---------- Dataset extract

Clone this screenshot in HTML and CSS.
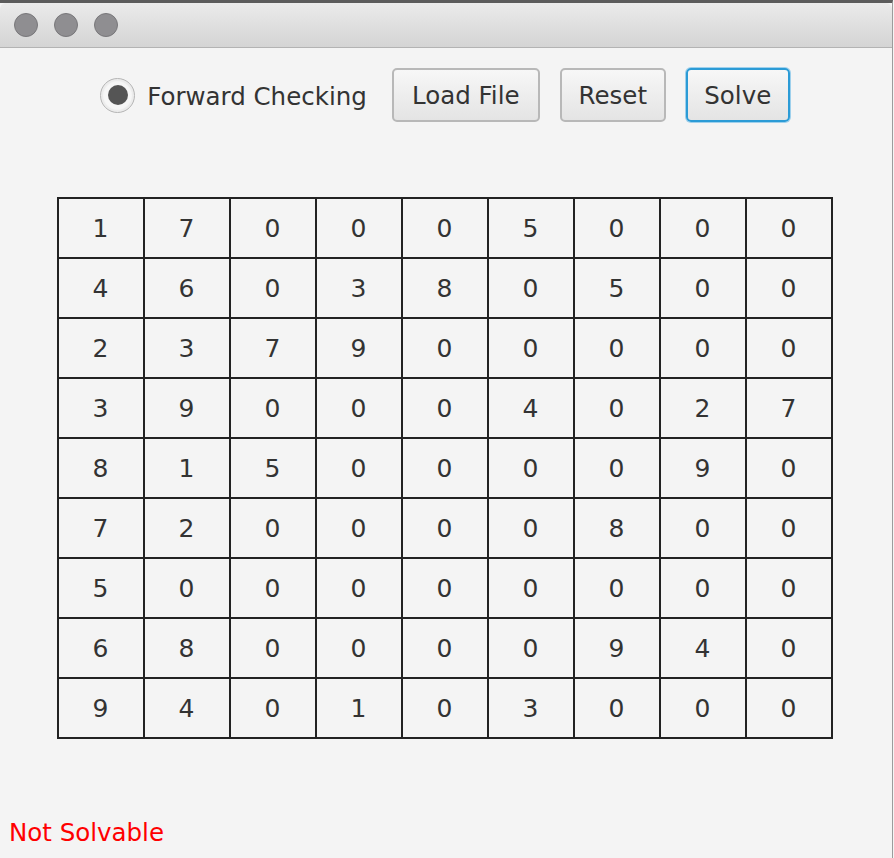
FILE: index.html
```html
<!DOCTYPE html>
<html>
<head>
<meta charset="utf-8">
<link rel="stylesheet" href="styles.css">
</head>
<body>
<div class="screen">
  <div class="window">
    <div class="titlebar">
      <span class="light"></span><span class="light"></span><span class="light"></span>
    </div>
    <div class="content">
      <div class="controls">
        <label class="radio"><span class="radio-ring"><span class="radio-dot"></span></span><span class="radio-text">Forward Checking</span></label>
        <button class="btn btn-load">Load File</button>
        <button class="btn btn-reset">Reset</button>
        <button class="btn btn-focus">Solve</button>
      </div>
      <div class="board">
        <div class="cell">1</div><div class="cell">7</div><div class="cell">0</div><div class="cell">0</div><div class="cell">0</div><div class="cell">5</div><div class="cell">0</div><div class="cell">0</div><div class="cell">0</div>
        <div class="cell">4</div><div class="cell">6</div><div class="cell">0</div><div class="cell">3</div><div class="cell">8</div><div class="cell">0</div><div class="cell">5</div><div class="cell">0</div><div class="cell">0</div>
        <div class="cell">2</div><div class="cell">3</div><div class="cell">7</div><div class="cell">9</div><div class="cell">0</div><div class="cell">0</div><div class="cell">0</div><div class="cell">0</div><div class="cell">0</div>
        <div class="cell">3</div><div class="cell">9</div><div class="cell">0</div><div class="cell">0</div><div class="cell">0</div><div class="cell">4</div><div class="cell">0</div><div class="cell">2</div><div class="cell">7</div>
        <div class="cell">8</div><div class="cell">1</div><div class="cell">5</div><div class="cell">0</div><div class="cell">0</div><div class="cell">0</div><div class="cell">0</div><div class="cell">9</div><div class="cell">0</div>
        <div class="cell">7</div><div class="cell">2</div><div class="cell">0</div><div class="cell">0</div><div class="cell">0</div><div class="cell">0</div><div class="cell">8</div><div class="cell">0</div><div class="cell">0</div>
        <div class="cell">5</div><div class="cell">0</div><div class="cell">0</div><div class="cell">0</div><div class="cell">0</div><div class="cell">0</div><div class="cell">0</div><div class="cell">0</div><div class="cell">0</div>
        <div class="cell">6</div><div class="cell">8</div><div class="cell">0</div><div class="cell">0</div><div class="cell">0</div><div class="cell">0</div><div class="cell">9</div><div class="cell">4</div><div class="cell">0</div>
        <div class="cell">9</div><div class="cell">4</div><div class="cell">0</div><div class="cell">1</div><div class="cell">0</div><div class="cell">3</div><div class="cell">0</div><div class="cell">0</div><div class="cell">0</div>
      </div>
      <div class="status">Not Solvable</div>
    </div>
  </div>
</div>
</body>
</html>
```
FILE: styles.css
```css
* { box-sizing: border-box; }
html, body { margin: 0; padding: 0; }
body {
  background: #f4f4f4;
  font-family: "DejaVu Sans", "Liberation Sans", sans-serif;
  color: #333;
}
.screen {
  width: 894px;
  height: 858px;
  overflow: hidden;
  background: #f4f4f4;
  display: flex;
}
.window {
  width: 893px;
  height: 858px;
  border-top: 3px solid #5c5c5c;
  border-right: 1px solid #9c9c9c;
  background: #f4f4f4;
  display: flex;
  flex-direction: column;
}
.titlebar {
  height: 45px;
  flex: none;
  background: linear-gradient(#ebebeb, #d4d4d4);
  border-bottom: 1px solid #b3b3b3;
  border-radius: 6px 6px 0 0;
  display: flex;
  align-items: center;
  padding-left: 14px;
  gap: 16px;
}
.light {
  width: 24px;
  height: 24px;
  border-radius: 50%;
  background: #8f8e91;
  border: 1px solid #78777a;
}
.content {
  flex: 1;
  display: flex;
  flex-direction: column;
  align-items: center;
}
.controls {
  margin-top: 20px;
  height: 54px;
  display: flex;
  align-items: center;
  margin-right: 2px;
}
.radio {
  display: flex;
  align-items: center;
  margin-right: 25px;
}
.radio-ring {
  width: 35px;
  height: 35px;
  border-radius: 50%;
  border: 1px solid #b4b4b4;
  background: radial-gradient(circle, #f7f7f7 55%, #e2e2e2 100%);
  display: flex;
  align-items: center;
  justify-content: center;
  box-shadow: inset 0 0 0 2px #ececec;
}
.radio-dot {
  width: 20px;
  height: 20px;
  border-radius: 50%;
  background: #555;
}
.radio-text {
  margin-left: 12px;
  padding-top: 3px;
  font-size: 24.5px;
  color: #333;
}
.btn {
  height: 54px;
  font-family: inherit;
  font-size: 24.5px;
  color: #333;
  background: linear-gradient(#f7f7f7, #e4e4e4);
  border: 2px solid #b8b8b8;
  border-radius: 5px;
  padding: 0;
  margin-right: 20px;
}
.btn:last-child { margin-right: 0; }
.btn-load { width: 148px; }
.btn-reset { width: 106px; }
.btn-focus {
  border-color: #2b9bd6;
  box-shadow: 0 0 0 1px #9ed0ec;
  width: 104px;
}
.board {
  margin-top: 75px;
  margin-right: 3px;
  display: grid;
  grid-template-columns: repeat(9, 84px);
  grid-auto-rows: 58px;
  gap: 2px;
  padding: 2px;
  background: #222;
}
.cell {
  background: #f4f4f4;
  display: flex;
  align-items: center;
  justify-content: center;
  font-size: 25px;
  color: #333;
}
.status {
  align-self: flex-start;
  margin-top: 79px;
  margin-left: 9px;
  font-size: 24.5px;
  color: #ff0000;
}
```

--------------------

Without the pictures, write out the whole listing above exactly as it appears.

Clone this screenshot in HTML and CSS.
FILE: index.html
```html
<!DOCTYPE html>
<html>
<head>
<meta charset="utf-8">
<link rel="stylesheet" href="styles.css">
</head>
<body>
<div class="screen">
  <div class="window">
    <div class="titlebar">
      <span class="light"></span><span class="light"></span><span class="light"></span>
    </div>
    <div class="content">
      <div class="controls">
        <label class="radio"><span class="radio-ring"><span class="radio-dot"></span></span><span class="radio-text">Forward Checking</span></label>
        <button class="btn btn-load">Load File</button>
        <button class="btn btn-reset">Reset</button>
        <button class="btn btn-focus">Solve</button>
      </div>
      <div class="board">
        <div class="cell">1</div><div class="cell">7</div><div class="cell">0</div><div class="cell">0</div><div class="cell">0</div><div class="cell">5</div><div class="cell">0</div><div class="cell">0</div><div class="cell">0</div>
        <div class="cell">4</div><div class="cell">6</div><div class="cell">0</div><div class="cell">3</div><div class="cell">8</div><div class="cell">0</div><div class="cell">5</div><div class="cell">0</div><div class="cell">0</div>
        <div class="cell">2</div><div class="cell">3</div><div class="cell">7</div><div class="cell">9</div><div class="cell">0</div><div class="cell">0</div><div class="cell">0</div><div class="cell">0</div><div class="cell">0</div>
        <div class="cell">3</div><div class="cell">9</div><div class="cell">0</div><div class="cell">0</div><div class="cell">0</div><div class="cell">4</div><div class="cell">0</div><div class="cell">2</div><div class="cell">7</div>
        <div class="cell">8</div><div class="cell">1</div><div class="cell">5</div><div class="cell">0</div><div class="cell">0</div><div class="cell">0</div><div class="cell">0</div><div class="cell">9</div><div class="cell">0</div>
        <div class="cell">7</div><div class="cell">2</div><div class="cell">0</div><div class="cell">0</div><div class="cell">0</div><div class="cell">0</div><div class="cell">8</div><div class="cell">0</div><div class="cell">0</div>
        <div class="cell">5</div><div class="cell">0</div><div class="cell">0</div><div class="cell">0</div><div class="cell">0</div><div class="cell">0</div><div class="cell">0</div><div class="cell">0</div><div class="cell">0</div>
        <div class="cell">6</div><div class="cell">8</div><div class="cell">0</div><div class="cell">0</div><div class="cell">0</div><div class="cell">0</div><div class="cell">9</div><div class="cell">4</div><div class="cell">0</div>
        <div class="cell">9</div><div class="cell">4</div><div class="cell">0</div><div class="cell">1</div><div class="cell">0</div><div class="cell">3</div><div class="cell">0</div><div class="cell">0</div><div class="cell">0</div>
      </div>
      <div class="status">Not Solvable</div>
    </div>
  </div>
</div>
</body>
</html>
```
FILE: styles.css
```css
* { box-sizing: border-box; }
html, body { margin: 0; padding: 0; }
body {
  background: #f4f4f4;
  font-family: "DejaVu Sans", "Liberation Sans", sans-serif;
  color: #333;
}
.screen {
  width: 894px;
  height: 858px;
  overflow: hidden;
  background: #f4f4f4;
  display: flex;
}
.window {
  width: 893px;
  height: 858px;
  border-top: 3px solid #5c5c5c;
  border-right: 1px solid #9c9c9c;
  background: #f4f4f4;
  display: flex;
  flex-direction: column;
}
.titlebar {
  height: 45px;
  flex: none;
  background: linear-gradient(#ebebeb, #d4d4d4);
  border-bottom: 1px solid #b3b3b3;
  border-radius: 6px 6px 0 0;
  display: flex;
  align-items: center;
  padding-left: 14px;
  gap: 16px;
}
.light {
  width: 24px;
  height: 24px;
  border-radius: 50%;
  background: #8f8e91;
  border: 1px solid #78777a;
}
.content {
  flex: 1;
  display: flex;
  flex-direction: column;
  align-items: center;
}
.controls {
  margin-top: 20px;
  height: 54px;
  display: flex;
  align-items: center;
  margin-right: 2px;
}
.radio {
  display: flex;
  align-items: center;
  margin-right: 25px;
}
.radio-ring {
  width: 35px;
  height: 35px;
  border-radius: 50%;
  border: 1px solid #b4b4b4;
  background: radial-gradient(circle, #f7f7f7 55%, #e2e2e2 100%);
  display: flex;
  align-items: center;
  justify-content: center;
  box-shadow: inset 0 0 0 2px #ececec;
}
.radio-dot {
  width: 20px;
  height: 20px;
  border-radius: 50%;
  background: #555;
}
.radio-text {
  margin-left: 12px;
  padding-top: 3px;
  font-size: 24.5px;
  color: #333;
}
.btn {
  height: 54px;
  font-family: inherit;
  font-size: 24.5px;
  color: #333;
  background: linear-gradient(#f7f7f7, #e4e4e4);
  border: 2px solid #b8b8b8;
  border-radius: 5px;
  padding: 0;
  margin-right: 20px;
}
.btn:last-child { margin-right: 0; }
.btn-load { width: 148px; }
.btn-reset { width: 106px; }
.btn-focus {
  border-color: #2b9bd6;
  box-shadow: 0 0 0 1px #9ed0ec;
  width: 104px;
}
.board {
  margin-top: 75px;
  margin-right: 3px;
  display: grid;
  grid-template-columns: repeat(9, 84px);
  grid-auto-rows: 58px;
  gap: 2px;
  padding: 2px;
  background: #222;
}
.cell {
  background: #f4f4f4;
  display: flex;
  align-items: center;
  justify-content: center;
  font-size: 25px;
  color: #333;
}
.status {
  align-self: flex-start;
  margin-top: 79px;
  margin-left: 9px;
  font-size: 24.5px;
  color: #ff0000;
}
```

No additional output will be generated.